Historical investment fund performance is keenly watched by retail investors, and forms the mainstay of retail asset management marketing. That has caused concern within the FSA, which says there is no evidence to suggest an investment fund that has performed well in the past will continue to do so in the future.

New rules proposed yesterday will ban the use of past performance as the predominant message in an advert, while also demanding its inclusion within an advert's main text be accompanied with a warning that there is no link to future performance.

Recently launched funds face extra curbs to restrict the extrapolation of performance data over a short period of time to cover a longer timescale and give the impression of sustained long-term performance.

Fixed income funds will have to give similar prominence to income yield as to often lower redemption yields, to give a more balanced impression to the short and long-term prospects of the fund.

The FSA also proposed that details of the main risks of an investment be moved from the small print to the main text of the advertisement.

Asset managers hit back saying a standardised presentation of past performance was rather the key to raising standards in financial advertising, and the FSA's moves were premature given it had yet to develop a methodology for such a measure.

The Investment Management Association, the industry's umbrella body, said it would be hard to establish what constituted the predominant message of an advertisement, which was a "highly subjective judgement". Richard Saunders, the IMA's chief executive, said: "We have reservations about trying to consider these issues in the absence of any performance standard."

The Consumers' Association echoed those comments. "We are not against advertising past performance per se, but unless consumers have somewhere to go to see the full figures, they don't get the full picture."

Fidelity Investments, one of the asset managers that makes most play of past performance in its adverts, said it would oppose "tooth and nail" any suggestion past performance was not a relevant factor for retail investors to consider. "The FSA has not said they are banning the use of past performance in adverts altogether, and we will take them at their word on that," said a spokesman.

Five Arrows, part of Rothschild Asset Management and a prominent advertiser of high income funds, said it would be looking to comply swiftly with the new rules. "Even our redemption yield represents a reasonable level of yield.

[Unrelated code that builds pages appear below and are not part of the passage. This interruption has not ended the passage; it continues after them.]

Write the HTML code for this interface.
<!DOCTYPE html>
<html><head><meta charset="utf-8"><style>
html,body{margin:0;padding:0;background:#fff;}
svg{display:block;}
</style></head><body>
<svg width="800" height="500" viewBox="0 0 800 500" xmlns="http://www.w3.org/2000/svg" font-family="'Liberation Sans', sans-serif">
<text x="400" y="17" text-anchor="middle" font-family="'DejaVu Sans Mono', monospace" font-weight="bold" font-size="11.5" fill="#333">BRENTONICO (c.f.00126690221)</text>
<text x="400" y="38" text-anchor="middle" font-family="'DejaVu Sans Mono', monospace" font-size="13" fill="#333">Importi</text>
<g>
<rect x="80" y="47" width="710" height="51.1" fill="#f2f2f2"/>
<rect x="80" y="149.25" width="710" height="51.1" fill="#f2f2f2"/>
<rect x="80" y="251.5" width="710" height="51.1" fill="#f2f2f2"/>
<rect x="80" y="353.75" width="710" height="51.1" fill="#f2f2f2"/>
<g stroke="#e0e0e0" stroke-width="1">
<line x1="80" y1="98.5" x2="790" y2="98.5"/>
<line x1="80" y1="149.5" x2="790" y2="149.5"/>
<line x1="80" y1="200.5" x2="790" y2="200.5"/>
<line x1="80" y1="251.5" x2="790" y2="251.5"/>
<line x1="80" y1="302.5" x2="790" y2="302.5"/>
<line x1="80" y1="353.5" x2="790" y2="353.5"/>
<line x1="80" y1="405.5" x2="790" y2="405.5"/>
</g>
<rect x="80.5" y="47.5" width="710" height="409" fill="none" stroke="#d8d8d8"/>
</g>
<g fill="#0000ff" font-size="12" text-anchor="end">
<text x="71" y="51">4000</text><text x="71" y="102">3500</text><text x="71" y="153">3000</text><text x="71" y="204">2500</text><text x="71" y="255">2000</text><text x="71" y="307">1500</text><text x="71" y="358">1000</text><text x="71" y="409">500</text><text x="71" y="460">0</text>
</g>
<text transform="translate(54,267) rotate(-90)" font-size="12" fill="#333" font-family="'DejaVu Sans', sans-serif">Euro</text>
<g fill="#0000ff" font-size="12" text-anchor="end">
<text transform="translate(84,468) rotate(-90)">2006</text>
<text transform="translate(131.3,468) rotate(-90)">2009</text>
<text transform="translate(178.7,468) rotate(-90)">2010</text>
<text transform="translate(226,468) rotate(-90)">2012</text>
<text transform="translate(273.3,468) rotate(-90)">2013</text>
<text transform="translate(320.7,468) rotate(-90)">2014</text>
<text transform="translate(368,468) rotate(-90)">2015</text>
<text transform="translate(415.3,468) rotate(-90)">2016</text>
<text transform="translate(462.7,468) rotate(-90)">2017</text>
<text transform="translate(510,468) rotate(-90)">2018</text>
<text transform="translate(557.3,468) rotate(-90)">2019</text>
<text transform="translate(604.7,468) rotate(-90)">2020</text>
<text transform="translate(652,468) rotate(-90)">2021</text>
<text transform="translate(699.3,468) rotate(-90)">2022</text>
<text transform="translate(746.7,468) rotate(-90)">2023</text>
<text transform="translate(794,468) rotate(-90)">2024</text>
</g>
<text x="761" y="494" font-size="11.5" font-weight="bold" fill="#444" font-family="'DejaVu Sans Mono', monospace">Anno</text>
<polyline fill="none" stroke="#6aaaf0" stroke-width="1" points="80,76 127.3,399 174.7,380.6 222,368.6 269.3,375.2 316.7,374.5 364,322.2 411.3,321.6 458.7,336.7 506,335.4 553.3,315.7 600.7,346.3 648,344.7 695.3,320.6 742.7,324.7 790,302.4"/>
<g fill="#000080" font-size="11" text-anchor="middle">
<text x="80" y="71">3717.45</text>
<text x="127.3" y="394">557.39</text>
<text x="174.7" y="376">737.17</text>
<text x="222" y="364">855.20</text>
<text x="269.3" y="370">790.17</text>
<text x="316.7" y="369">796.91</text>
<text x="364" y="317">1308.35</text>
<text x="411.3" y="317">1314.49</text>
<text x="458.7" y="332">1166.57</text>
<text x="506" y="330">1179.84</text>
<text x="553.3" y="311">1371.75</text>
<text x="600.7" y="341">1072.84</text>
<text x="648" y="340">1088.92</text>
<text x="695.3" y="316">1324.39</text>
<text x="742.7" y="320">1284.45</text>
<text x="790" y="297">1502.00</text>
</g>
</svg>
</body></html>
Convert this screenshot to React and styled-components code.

This won't remove the reason for our advertising," said a spokesman.

According to one industry insider, by stopping short of an outright ban on past performance data in ads the FSA's proposals were less severe than had been anticipated. "Past performance may not be good for picking future winners from past winners, but it's definitely good for picking future losers from past losers. All that'll happen now is that there will be two messages ­ performance and investment strategy ­ in the ads rather than one."

Christine Farnish, the FSA's consumer director, said work to develop a standardised way of presenting past performance was underway. "The proposals on past performance are designed to ensure that such figures are not viewed in isolation," she said.